Yep, I'm running trunk.
However, I *think* that when I try to build utils (via mvn -B) it's actually
pulling mahout-core/mahout-test jars from a repo which seems strange to
me...


2010/5/10 Jeff Eastman <j...@windwardsolutions.com>

> Sean posted something about that recently (5/5/10: Re: Installation problem
> in utils) in which he claims to have fixed it.

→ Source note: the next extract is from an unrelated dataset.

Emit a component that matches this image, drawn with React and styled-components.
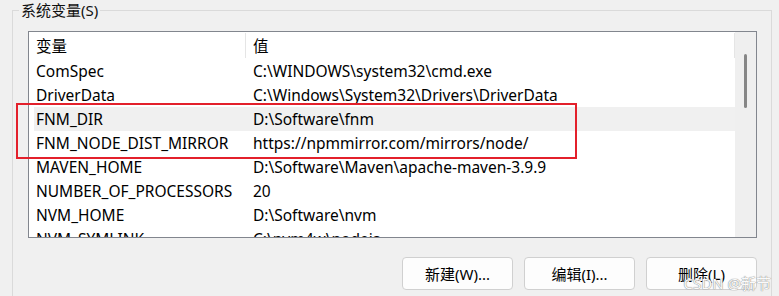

At least, all the tests ran.
> But then, you are running the reuters script and that does not get exercised
> in the build. I suspect there are some more issues with the recent temp file
> allocation patch. Are you running trunk?
>
>
> On 5/10/10 1:43 PM, Florent Empis wrote:
>
>> Hi,
>>
>> It might help for the build part, but probably won't fix the 2nd issue?
>> The / is not writeable on most systems so creation of
>> /tokenized-documents/_temporary
>> will still fail?
>>
>> 2010/5/10 Jeff Eastman<j...@windwardsolutions.com>
>>
>>
>>
>>> Hi Florent,
>>>
>>> I successfully ran the new build-reuters.sh before I committed it this
>>> morning, so I suspect you must have some other problem in your system.
>>> Have
>>> you tried deleting your Maven repository (.m2) and doing a full mvn clean
>>> install?
>>>
>>> Jeff
>>>
>>>
>>> On 5/10/10 12:50 PM, Florent Empis wrote:
>>>
>>>
>>>
>>>> Hi,
>>>>
>>>> I've seen the commit from Robin this afternoon so I gave it another try.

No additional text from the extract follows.